## Data for this exercise
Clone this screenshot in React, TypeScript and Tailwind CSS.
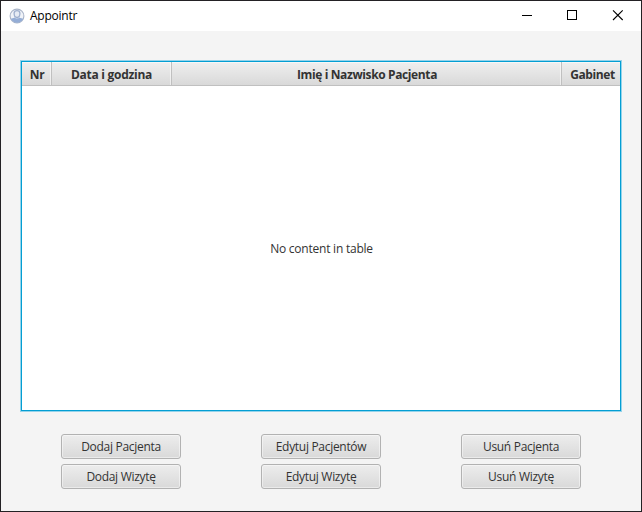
--
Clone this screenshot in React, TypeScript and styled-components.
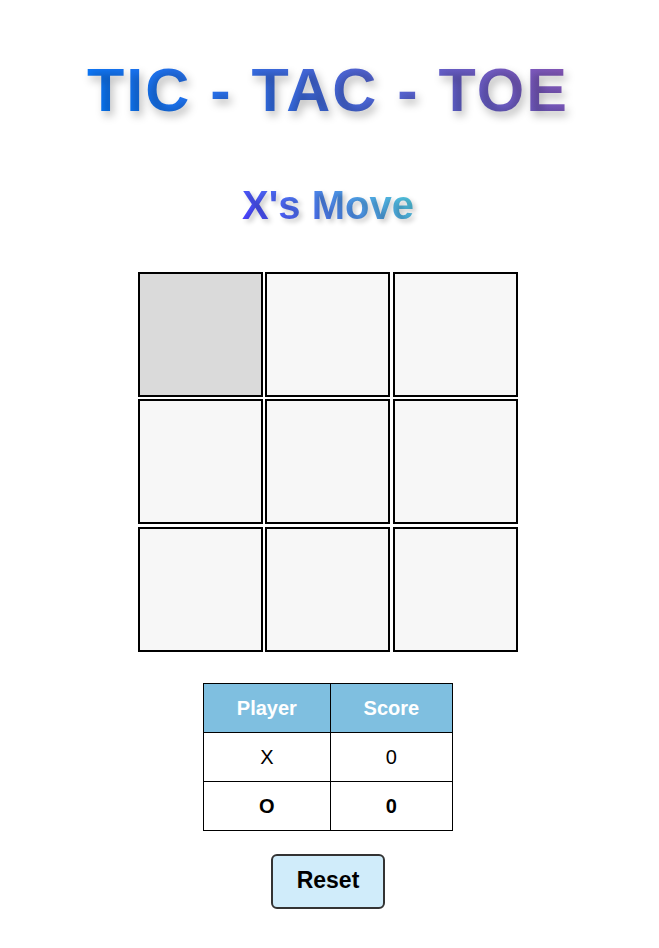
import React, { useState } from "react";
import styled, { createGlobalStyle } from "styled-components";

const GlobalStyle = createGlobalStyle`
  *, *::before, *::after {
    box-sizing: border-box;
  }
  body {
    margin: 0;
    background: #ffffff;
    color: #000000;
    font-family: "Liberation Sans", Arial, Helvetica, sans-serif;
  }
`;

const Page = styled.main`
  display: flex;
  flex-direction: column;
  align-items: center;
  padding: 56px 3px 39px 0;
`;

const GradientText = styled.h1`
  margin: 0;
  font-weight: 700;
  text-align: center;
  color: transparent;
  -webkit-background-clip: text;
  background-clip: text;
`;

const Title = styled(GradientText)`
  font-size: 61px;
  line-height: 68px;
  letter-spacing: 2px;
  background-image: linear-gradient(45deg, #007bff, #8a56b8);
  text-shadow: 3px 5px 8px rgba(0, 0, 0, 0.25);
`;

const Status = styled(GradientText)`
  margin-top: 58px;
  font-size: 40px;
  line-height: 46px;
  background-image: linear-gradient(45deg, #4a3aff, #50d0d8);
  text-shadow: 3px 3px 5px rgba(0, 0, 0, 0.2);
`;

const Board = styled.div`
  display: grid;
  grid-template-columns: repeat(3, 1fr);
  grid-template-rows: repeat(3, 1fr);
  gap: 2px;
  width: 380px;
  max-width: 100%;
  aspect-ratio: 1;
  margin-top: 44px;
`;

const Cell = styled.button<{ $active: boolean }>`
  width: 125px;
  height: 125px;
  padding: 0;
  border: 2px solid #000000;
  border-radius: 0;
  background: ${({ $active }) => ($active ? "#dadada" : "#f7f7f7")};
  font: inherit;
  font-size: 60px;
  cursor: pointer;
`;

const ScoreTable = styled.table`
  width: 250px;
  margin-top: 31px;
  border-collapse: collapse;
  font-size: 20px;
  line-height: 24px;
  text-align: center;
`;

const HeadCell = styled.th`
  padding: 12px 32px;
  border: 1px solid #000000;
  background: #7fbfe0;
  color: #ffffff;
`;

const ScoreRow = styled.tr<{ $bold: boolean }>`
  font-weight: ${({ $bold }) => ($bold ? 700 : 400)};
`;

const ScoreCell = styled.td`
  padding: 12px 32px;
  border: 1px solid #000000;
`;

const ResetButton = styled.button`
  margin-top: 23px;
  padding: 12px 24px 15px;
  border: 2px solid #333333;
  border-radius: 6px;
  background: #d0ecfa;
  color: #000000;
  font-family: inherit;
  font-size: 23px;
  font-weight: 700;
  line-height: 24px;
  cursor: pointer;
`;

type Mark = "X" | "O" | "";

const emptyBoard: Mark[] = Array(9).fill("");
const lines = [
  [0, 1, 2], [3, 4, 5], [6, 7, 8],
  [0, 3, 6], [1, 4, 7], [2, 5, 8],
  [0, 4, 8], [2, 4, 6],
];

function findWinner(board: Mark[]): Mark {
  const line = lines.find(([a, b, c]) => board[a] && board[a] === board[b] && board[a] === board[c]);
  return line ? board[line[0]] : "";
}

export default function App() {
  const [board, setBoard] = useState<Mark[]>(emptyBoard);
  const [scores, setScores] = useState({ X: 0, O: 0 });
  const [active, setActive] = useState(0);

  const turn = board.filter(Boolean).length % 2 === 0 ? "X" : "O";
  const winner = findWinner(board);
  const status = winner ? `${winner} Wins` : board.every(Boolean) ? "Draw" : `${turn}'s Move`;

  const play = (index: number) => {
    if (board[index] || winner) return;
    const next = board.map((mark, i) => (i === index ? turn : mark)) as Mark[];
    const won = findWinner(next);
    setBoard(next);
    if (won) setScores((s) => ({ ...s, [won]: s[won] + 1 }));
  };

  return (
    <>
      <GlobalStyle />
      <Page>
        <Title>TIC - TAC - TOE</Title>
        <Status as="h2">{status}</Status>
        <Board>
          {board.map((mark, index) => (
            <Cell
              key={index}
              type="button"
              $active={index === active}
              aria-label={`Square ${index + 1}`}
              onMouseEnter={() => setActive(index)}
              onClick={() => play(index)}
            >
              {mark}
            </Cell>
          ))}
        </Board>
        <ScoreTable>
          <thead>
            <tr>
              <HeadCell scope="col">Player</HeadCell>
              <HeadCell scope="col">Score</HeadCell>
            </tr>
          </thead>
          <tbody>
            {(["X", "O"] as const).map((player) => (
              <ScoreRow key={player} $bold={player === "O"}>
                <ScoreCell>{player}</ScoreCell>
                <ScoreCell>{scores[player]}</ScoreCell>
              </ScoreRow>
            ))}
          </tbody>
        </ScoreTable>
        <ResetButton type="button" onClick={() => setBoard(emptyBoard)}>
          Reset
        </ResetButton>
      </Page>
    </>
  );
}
==
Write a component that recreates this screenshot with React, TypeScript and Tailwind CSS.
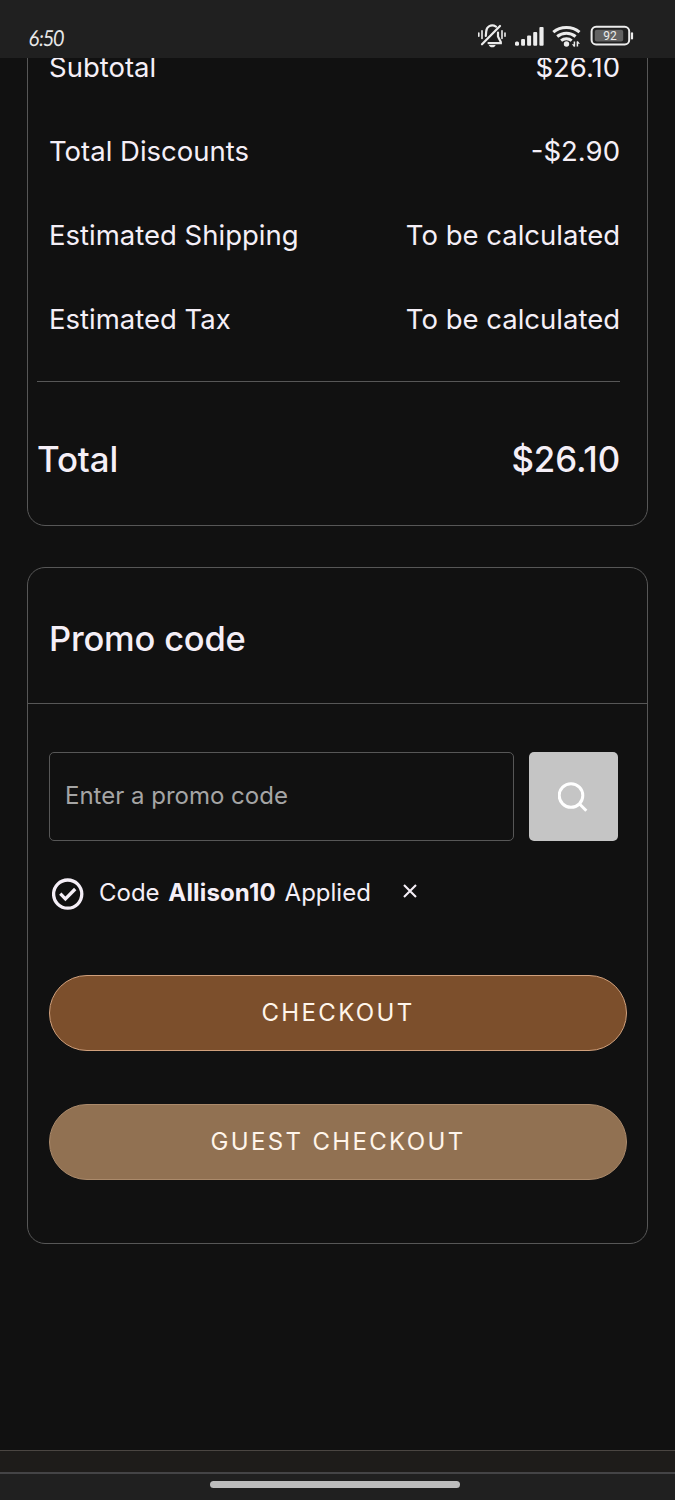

## What you should do
Search the data for the string "React" and copy each line where it appears.

## The completed task
Clone this screenshot in React, TypeScript and Tailwind CSS.
Clone this screenshot in React, TypeScript and styled-components.
import React, { useState } from "react";
Write a component that recreates this screenshot with React, TypeScript and Tailwind CSS.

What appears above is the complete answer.